## Task details
Reproduce all of the data below without alteration; exclude every picture.

## Information provided
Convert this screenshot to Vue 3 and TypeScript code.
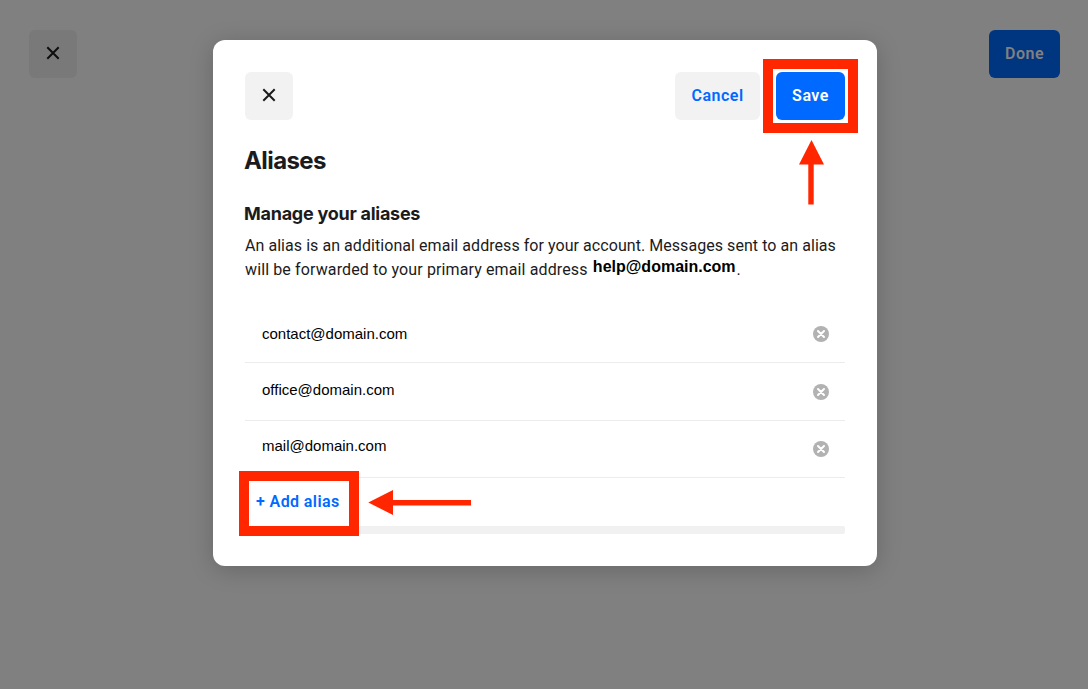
<script setup lang="ts">
import { ref } from 'vue';
import type { Ref } from 'vue';

interface Alias {
    name: string
    className: string
}

const aliases: Ref<Alias[]> = ref([
    { name: 'contact@domain.com', className: 'contact' },
    { name: 'office@domain.com', className: 'office' },
    { name: 'mail@domain.com', className: 'mail' }
])

const removeAlias = (index: number): void => {
    aliases.value.splice(index, 1)
}
</script>

<template>
    <div class="page">
        <div class="pageHeader">
            <button class="button square dimmed">
                <svg width="14" height="14" viewBox="0 0 14 14">
                    <path d="M1.3 1.3L12.7 12.7M12.7 1.3L1.3 12.7" />
                </svg>
            </button>
            <button class="button done"><span>Done</span></button>
        </div>

        <div class="modal">
            <div class="modalHeader">
                <button class="button square">
                    <svg width="14" height="14" viewBox="0 0 14 14">
                        <path d="M1.3 1.3L12.7 12.7M12.7 1.3L1.3 12.7" />
                    </svg>
                </button>
                <div class="actions">
                    <button class="button cancel"><span>Cancel</span></button>
                    <button class="button save"><span>Save</span></button>
                </div>
            </div>

            <h1>Aliases</h1>
            <h2>Manage your aliases</h2>
            <div class="description">
                <div class="first">An alias is an additional email address for your account. Messages sent to an alias</div>
                <div class="second">will be forwarded to your primary email address <b>help@domain.com</b>.</div>
            </div>

            <ul class="aliases">
                <li v-for="(alias, index) in aliases" :key="alias.name" :class="alias.className">
                    <span>{{ alias.name }}</span>
                    <button class="remove" @click="removeAlias(index)">
                        <svg width="16" height="16" viewBox="0 0 16 16">
                            <circle cx="8" cy="8" r="8" />
                            <path d="M5 5L11 11M11 5L5 11" />
                        </svg>
                    </button>
                </li>
            </ul>
            <div class="addRow">
                <button class="addAlias">+ Add alias</button>
            </div>
            <div class="bar"></div>

            <div class="mark markSave"></div>
            <div class="mark markAdd"></div>
            <svg class="arrow arrowUp" width="26" height="66" viewBox="0 0 26 66">
                <path d="M12.5 0L25 24.5H14.7V64.5H9.3V24.5H0Z" />
            </svg>
            <svg class="arrow arrowLeft" width="104" height="26" viewBox="0 0 104 26">
                <path d="M0.3 12.5L25 0V10H103V15.5H25V25Z" />
            </svg>
        </div>
    </div>
</template>

<style>
body{
    margin: 0;
    overflow: hidden;
}
</style>

<style scoped>
.page{
    height: 689px;
    box-sizing: border-box;
    padding-top: 30px;
    background-color: #808080;
    color: #1b1b1d;
    font-family: Roboto, "Liberation Sans", sans-serif;
    position: relative;
}

.pageHeader{
    display: flex;
    justify-content: space-between;
    padding: 0 28px 0 29px;
}

.button{
    height: 48px;
    border: none;
    border-radius: 6px;
    padding: 0 0 2px;
    font-family: inherit;
    font-size: 16px;
    font-weight: 600;
    letter-spacing: 0.5px;
    background-color: #f2f2f2;
    display: flex;
    align-items: center;
    justify-content: center;
    cursor: pointer;
}

.square{
    width: 48px;
}

.square path{
    stroke: #1b1b1d;
    stroke-width: 2;
    fill: none;
}

.dimmed{
    background-color: #797979;
}

.dimmed path{
    stroke: #0e0e0f;
}

.done{
    width: 71px;
    background-color: #003580;
    color: #808080;
}

.modal{
    position: absolute;
    top: 40px;
    left: 213px;
    width: 664px;
    height: 526px;
    box-sizing: border-box;
    padding: 32px;
    border-radius: 12px;
    background-color: #fff;
    box-shadow: 0 4px 24px rgba(0, 0, 0, 0.2);
}

.modalHeader{
    display: flex;
    justify-content: space-between;
}

.actions{
    display: flex;
    gap: 16px;
}

.cancel{
    width: 85px;
    color: #0069ff;
}

.save{
    width: 69px;
    background-color: #0069ff;
    color: #fff;
}

h1{
    margin: 25px 0 0 -1px;
    font-family: Inter, sans-serif;
    font-size: 24px;
    line-height: 32px;
    font-weight: 700;
    letter-spacing: -0.6px;
}

h2{
    margin: 25px 0 0 -1px;
    font-family: Inter, sans-serif;
    font-size: 18px;
    line-height: 24px;
    font-weight: 700;
    letter-spacing: -0.26px;
}

.description{
    margin-top: 8px;
    height: 71px;
    font-size: 16px;
    line-height: 24px;
    white-space: nowrap;
}

.first{
    letter-spacing: 0.055px;
}

.second{
    letter-spacing: 0.12px;
}

.description b{
    position: relative;
    top: -3px;
    margin: 0 1px 0 1.2px;
    color: #000;
    font-family: "Liberation Sans", sans-serif;
    font-size: 16px;
    line-height: 1;
    letter-spacing: 0;
}

.aliases{
    list-style: none;
    margin: 0;
    padding: 0;
}

.aliases li{
    height: 58px;
    box-sizing: border-box;
    border-bottom: 1px solid #ececec;
    padding: 0 16px 0 17px;
    display: flex;
    align-items: center;
    justify-content: space-between;
    color: #000;
    font-family: "Liberation Sans", sans-serif;
    font-size: 15px;
}

.aliases .office span{
    padding-bottom: 4px;
}

.aliases .mail{
    height: 57px;
}

.aliases .mail span{
    padding-bottom: 7px;
}

.remove{
    width: 16px;
    height: 16px;
    border: none;
    padding: 0;
    background: none;
    cursor: pointer;
}

.remove svg{
    display: block;
}

.remove circle{
    fill: #b2b2b2;
}

.remove path{
    stroke: #fff;
    stroke-width: 2;
    stroke-linecap: round;
}

.addRow{
    height: 48px;
    padding-left: 11px;
    display: flex;
    align-items: center;
}

.addAlias{
    border: none;
    padding: 0 0 2px;
    background: none;
    color: #0069ff;
    font-family: inherit;
    font-size: 16px;
    font-weight: 600;
    letter-spacing: 0.4px;
    cursor: pointer;
}

.bar{
    height: 8px;
    border-radius: 0 2px 2px 0;
    background-color: #f1f1f1;
}

.mark{
    position: absolute;
    box-sizing: border-box;
    border: 10px solid #ff2600;
}

.markSave{
    top: 19px;
    left: 550px;
    width: 95px;
    height: 74px;
}

.markAdd{
    top: 431px;
    left: 26px;
    width: 120px;
    height: 65px;
}

.arrow{
    position: absolute;
    fill: #ff2600;
}

.arrowUp{
    top: 100px;
    left: 586px;
}

.arrowLeft{
    top: 450px;
    left: 155px;
}
</style>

## Task response
Convert this screenshot to Vue 3 and TypeScript code.
<script setup lang="ts">
import { ref } from 'vue';
import type { Ref } from 'vue';

interface Alias {
    name: string
    className: string
}

const aliases: Ref<Alias[]> = ref([
    { name: 'contact@domain.com', className: 'contact' },
    { name: 'office@domain.com', className: 'office' },
    { name: 'mail@domain.com', className: 'mail' }
])

const removeAlias = (index: number): void => {
    aliases.value.splice(index, 1)
}
</script>

<template>
    <div class="page">
        <div class="pageHeader">
            <button class="button square dimmed">
                <svg width="14" height="14" viewBox="0 0 14 14">
                    <path d="M1.3 1.3L12.7 12.7M12.7 1.3L1.3 12.7" />
                </svg>
            </button>
            <button class="button done"><span>Done</span></button>
        </div>

        <div class="modal">
            <div class="modalHeader">
                <button class="button square">
                    <svg width="14" height="14" viewBox="0 0 14 14">
                        <path d="M1.3 1.3L12.7 12.7M12.7 1.3L1.3 12.7" />
                    </svg>
                </button>
                <div class="actions">
                    <button class="button cancel"><span>Cancel</span></button>
                    <button class="button save"><span>Save</span></button>
                </div>
            </div>

            <h1>Aliases</h1>
            <h2>Manage your aliases</h2>
            <div class="description">
                <div class="first">An alias is an additional email address for your account. Messages sent to an alias</div>
                <div class="second">will be forwarded to your primary email address <b>help@domain.com</b>.</div>
            </div>

            <ul class="aliases">
                <li v-for="(alias, index) in aliases" :key="alias.name" :class="alias.className">
                    <span>{{ alias.name }}</span>
                    <button class="remove" @click="removeAlias(index)">
                        <svg width="16" height="16" viewBox="0 0 16 16">
                            <circle cx="8" cy="8" r="8" />
                            <path d="M5 5L11 11M11 5L5 11" />
                        </svg>
                    </button>
                </li>
            </ul>
            <div class="addRow">
                <button class="addAlias">+ Add alias</button>
            </div>
            <div class="bar"></div>

            <div class="mark markSave"></div>
            <div class="mark markAdd"></div>
            <svg class="arrow arrowUp" width="26" height="66" viewBox="0 0 26 66">
                <path d="M12.5 0L25 24.5H14.7V64.5H9.3V24.5H0Z" />
            </svg>
            <svg class="arrow arrowLeft" width="104" height="26" viewBox="0 0 104 26">
                <path d="M0.3 12.5L25 0V10H103V15.5H25V25Z" />
            </svg>
        </div>
    </div>
</template>

<style>
body{
    margin: 0;
    overflow: hidden;
}
</style>

<style scoped>
.page{
    height: 689px;
    box-sizing: border-box;
    padding-top: 30px;
    background-color: #808080;
    color: #1b1b1d;
    font-family: Roboto, "Liberation Sans", sans-serif;
    position: relative;
}

.pageHeader{
    display: flex;
    justify-content: space-between;
    padding: 0 28px 0 29px;
}

.button{
    height: 48px;
    border: none;
    border-radius: 6px;
    padding: 0 0 2px;
    font-family: inherit;
    font-size: 16px;
    font-weight: 600;
    letter-spacing: 0.5px;
    background-color: #f2f2f2;
    display: flex;
    align-items: center;
    justify-content: center;
    cursor: pointer;
}

.square{
    width: 48px;
}

.square path{
    stroke: #1b1b1d;
    stroke-width: 2;
    fill: none;
}

.dimmed{
    background-color: #797979;
}

.dimmed path{
    stroke: #0e0e0f;
}

.done{
    width: 71px;
    background-color: #003580;
    color: #808080;
}

.modal{
    position: absolute;
    top: 40px;
    left: 213px;
    width: 664px;
    height: 526px;
    box-sizing: border-box;
    padding: 32px;
    border-radius: 12px;
    background-color: #fff;
    box-shadow: 0 4px 24px rgba(0, 0, 0, 0.2);
}

.modalHeader{
    display: flex;
    justify-content: space-between;
}

.actions{
    display: flex;
    gap: 16px;
}

.cancel{
    width: 85px;
    color: #0069ff;
}

.save{
    width: 69px;
    background-color: #0069ff;
    color: #fff;
}

h1{
    margin: 25px 0 0 -1px;
    font-family: Inter, sans-serif;
    font-size: 24px;
    line-height: 32px;
    font-weight: 700;
    letter-spacing: -0.6px;
}

h2{
    margin: 25px 0 0 -1px;
    font-family: Inter, sans-serif;
    font-size: 18px;
    line-height: 24px;
    font-weight: 700;
    letter-spacing: -0.26px;
}

.description{
    margin-top: 8px;
    height: 71px;
    font-size: 16px;
    line-height: 24px;
    white-space: nowrap;
}

.first{
    letter-spacing: 0.055px;
}

.second{
    letter-spacing: 0.12px;
}

.description b{
    position: relative;
    top: -3px;
    margin: 0 1px 0 1.2px;
    color: #000;
    font-family: "Liberation Sans", sans-serif;
    font-size: 16px;
    line-height: 1;
    letter-spacing: 0;
}

.aliases{
    list-style: none;
    margin: 0;
    padding: 0;
}

.aliases li{
    height: 58px;
    box-sizing: border-box;
    border-bottom: 1px solid #ececec;
    padding: 0 16px 0 17px;
    display: flex;
    align-items: center;
    justify-content: space-between;
    color: #000;
    font-family: "Liberation Sans", sans-serif;
    font-size: 15px;
}

.aliases .office span{
    padding-bottom: 4px;
}

.aliases .mail{
    height: 57px;
}

.aliases .mail span{
    padding-bottom: 7px;
}

.remove{
    width: 16px;
    height: 16px;
    border: none;
    padding: 0;
    background: none;
    cursor: pointer;
}

.remove svg{
    display: block;
}

.remove circle{
    fill: #b2b2b2;
}

.remove path{
    stroke: #fff;
    stroke-width: 2;
    stroke-linecap: round;
}

.addRow{
    height: 48px;
    padding-left: 11px;
    display: flex;
    align-items: center;
}

.addAlias{
    border: none;
    padding: 0 0 2px;
    background: none;
    color: #0069ff;
    font-family: inherit;
    font-size: 16px;
    font-weight: 600;
    letter-spacing: 0.4px;
    cursor: pointer;
}

.bar{
    height: 8px;
    border-radius: 0 2px 2px 0;
    background-color: #f1f1f1;
}

.mark{
    position: absolute;
    box-sizing: border-box;
    border: 10px solid #ff2600;
}

.markSave{
    top: 19px;
    left: 550px;
    width: 95px;
    height: 74px;
}

.markAdd{
    top: 431px;
    left: 26px;
    width: 120px;
    height: 65px;
}

.arrow{
    position: absolute;
    fill: #ff2600;
}

.arrowUp{
    top: 100px;
    left: 586px;
}

.arrowLeft{
    top: 450px;
    left: 155px;
}
</style>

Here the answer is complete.